The meeting decided not to publicly reply, but to offer to buy a table at the upcoming Party dinner and give all proceeds to Matt Lundy, a progressive Democratic state representative now running for the only GOP-held county commissioner position.

“Running independent wasn’t our first choice, but hopefully this can help bring the Democratic leaders to their senses,” said Machinist Art Thomas. “If not, we’ve shown them that we can work with our friends and elect our own!”

http://labornotes.org/2013/12/ohioans-elect-two-dozen-city-councilors-independent-labor-ticket

Ocean Seal
16th December 2013, 08:45
Despite the fact that the AFL-CIO is a brown union, and prefers to have written up negotiations with the bourgeoisie, they are still considerably better than the democrats and them breaking ties with the democrats is a good thing for ideology if nothing else.

erupt
16th December 2013, 19:05
Could be a foothold, in the States that is, on the way toward more militant labor organization.

Working class Democrats are extremely loyal, so if they did this, and others notice this, maybe they'll finally wean themselves off the Democrat's teat.

Any information on this party? And please don't bombard me saying "reformist bourgeois parliamentarians"; I know this already...even the Bolsheviks had to start somewhere and debate, and we know much of this was opposition to the Mensheviks, Social-Revolutionaries, and Anarchists.

Ethics Gradient, Traitor For All Ages
16th December 2013, 20:48
The county seat is Elyria which is almost a mini Detroit. You walk around their downtown area at noon and there's literally no one to be seen on the street, it's fucking creepy. It's cool that they ditched their current crop of bureaucrats but union bureaucrats doesn't seem like a big step up.

Le Socialiste
16th December 2013, 20:49
I don't know much about the 'party', I would expect you could find more via the link I provided. Simply googling the subject could yield some answers, too, though a cursory search only showed articles with the same-ish title as the one I posted.

I should also say I agree with you in part (erupt). What matters is where things go from here. Are they going to simply use this as a means of pressuring Democrats in the area 'to do the right thing', or something else?
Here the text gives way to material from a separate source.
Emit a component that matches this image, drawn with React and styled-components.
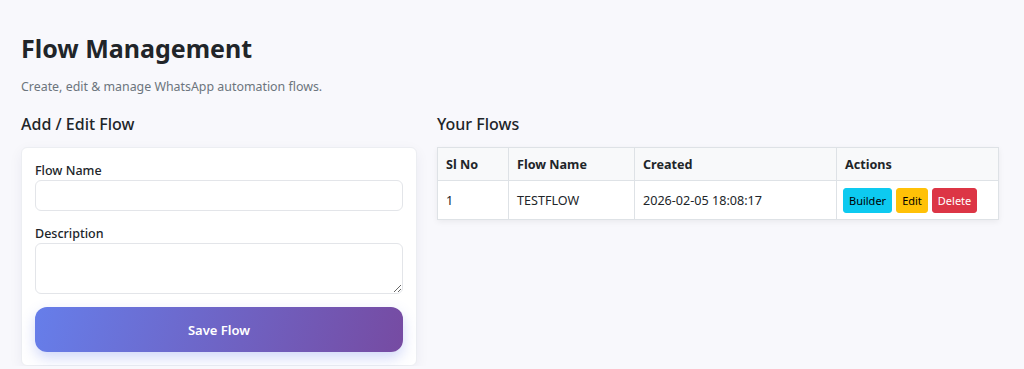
import React from 'react'
import styled, { createGlobalStyle } from 'styled-components'

const GlobalStyle = createGlobalStyle`
  * { box-sizing: border-box; }
  body {
    margin: 0;
    background: #f8f8fc;
    font-family: "Noto Sans", "Open Sans", sans-serif;
    color: #212529;
  }
`

const Page = styled.div`
  padding: 29px 21px 0 21px;
`

const Title = styled.h1`
  margin: 0;
  font-size: 25px;
  font-weight: 700;
  line-height: 38px;
  color: #212529;
`

const Subtitle = styled.p`
  margin: 10px 0 0 0;
  font-size: 12.4px;
  color: #6c757d;
  line-height: 20px;
`

const Columns = styled.div`
  display: grid;
  grid-template-columns: 396px 562px;
  column-gap: 20px;
  margin-top: 15px;
`

const SectionTitle = styled.h5`
  margin: 0 0 11px 0;
  font-size: 16px;
  font-weight: 500;
  line-height: 24px;
  color: #212529;
`

const Card = styled.div`
  background: #fff;
  border-radius: 6px;
  border: 1px solid #eceef2;
  box-shadow: 0 4px 14px rgba(30, 40, 90, 0.06);
  padding: 14px 13px 13px 13px;
`

const Field = styled.div`
  margin-bottom: 14px;
`

const Label = styled.label`
  display: block;
  font-size: 12.5px;
  font-weight: 500;
  line-height: 18px;
  margin-bottom: 0;
  color: #212529;
`

const Input = styled.input`
  display: block;
  width: 100%;
  height: 31px;
  border: 1px solid #e3e5e9;
  border-radius: 6px;
  background: #fff;
  font: inherit;
  padding: 4px 10px;
  outline: none;
`

const TextArea = styled.textarea`
  display: block;
  width: 100%;
  height: 51px;
  border: 1px solid #e3e5e9;
  border-radius: 6px;
  background: #fff;
  font: inherit;
  padding: 4px 10px;
  outline: none;
`

const SaveButton = styled.button`
  display: block;
  width: 100%;
  height: 45px;
  margin-top: -1px;
  border: none;
  border-radius: 12px;
  background: linear-gradient(105deg, #667eea 0%, #764ba2 100%);
  color: #fff;
  font-family: inherit;
  font-size: 13px;
  font-weight: 600;
  box-shadow: 0 6px 14px rgba(102, 126, 234, 0.3);
`

const Table = styled.table`
  width: 100%;
  border-collapse: collapse;
  background: #fff;
  box-shadow: 0 2px 6px rgba(0, 0, 0, 0.06);
  font-size: 12.6px;
`

const Th = styled.th`
  text-align: left;
  font-weight: 700;
  background: #f8f9fa;
  border: 1px solid #dee2e6;
  height: 33px;
  padding: 0 8px;
  width: ${p => p.w || 'auto'};
`

const Td = styled.td`
  border: 1px solid #dee2e6;
  height: 39px;
  padding: 0 ${p => p.pad || '8px'};
  color: #212529;
`

const Actions = styled.div`
  display: flex;
  gap: 4px;
  padding-top: 1px;
`

const ActionButton = styled.button`
  height: 25px;
  border: 1px solid ${p => p.bg};
  background: ${p => p.bg};
  color: ${p => p.fg};
  border-radius: 3px;
  padding: 0 5px;
  font-family: inherit;
  font-size: 11px;
`

export default function App () {
  return (
    <>
      <GlobalStyle />
      <Page>
        <Title>Flow Management</Title>
        <Subtitle>Create, edit &amp; manage WhatsApp automation flows.</Subtitle>
        <Columns>
          <div>
            <SectionTitle>Add / Edit Flow</SectionTitle>
            <Card>
              <Field>
                <Label>Flow Name</Label>
                <Input type='text' />
              </Field>
              <Field>
                <Label>Description</Label>
                <TextArea />
              </Field>
              <SaveButton>Save Flow</SaveButton>
            </Card>
          </div>
          <div>
            <SectionTitle>Your Flows</SectionTitle>
            <Table>
              <thead>
                <tr>
                  <Th w='71px'>Sl No</Th>
                  <Th w='126px'>Flow Name</Th>
                  <Th w='202px'>Created</Th>
                  <Th>Actions</Th>
                </tr>
              </thead>
              <tbody>
                <tr>
                  <Td>1</Td>
                  <Td>TESTFLOW</Td>
                  <Td>2026-02-05 18:08:17</Td>
                  <Td pad='6px'>
                    <Actions>
                      <ActionButton bg='#0dcaf0' fg='#000'>Builder</ActionButton>
                      <ActionButton bg='#ffc107' fg='#000'>Edit</ActionButton>
                      <ActionButton bg='#dc3545' fg='#fff'>Delete</ActionButton>
                    </Actions>
                  </Td>
                </tr>
              </tbody>
            </Table>
          </div>
        </Columns>
      </Page>
    </>
  )
}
I'll hold out hope for the latter, but we'll have to watch what happens in the coming months.

Red Commissar
16th December 2013, 23:23
I remember awhile ago AFL-CIO's leader Trumka made statements to the effect that the labor movement needed their own party owing to the Democrats' failure to pass the Employee Free Choice Act (this being back when the Dems controlled both houses of Congress), but nothing came of that then.

I suppose what's good here though is that this was independently organized, rather than being co-opted by a Republican as has been happening in the midwest. That being said the article points out that the group did end up contributing to the fundraiser (by buying a table at a campaign dinner) to a "progressive" Democrat running for a state-level office. So they might just try to be pressuring the state leadership by controlling local municipal positions currently.

That being said, it does present a different way of going about things that came out to produce some sort of result, as opposed to the way the Democrats tried to co-opt the Wisconsin protests against Governor Walker that were fizzled out into a recall campaign.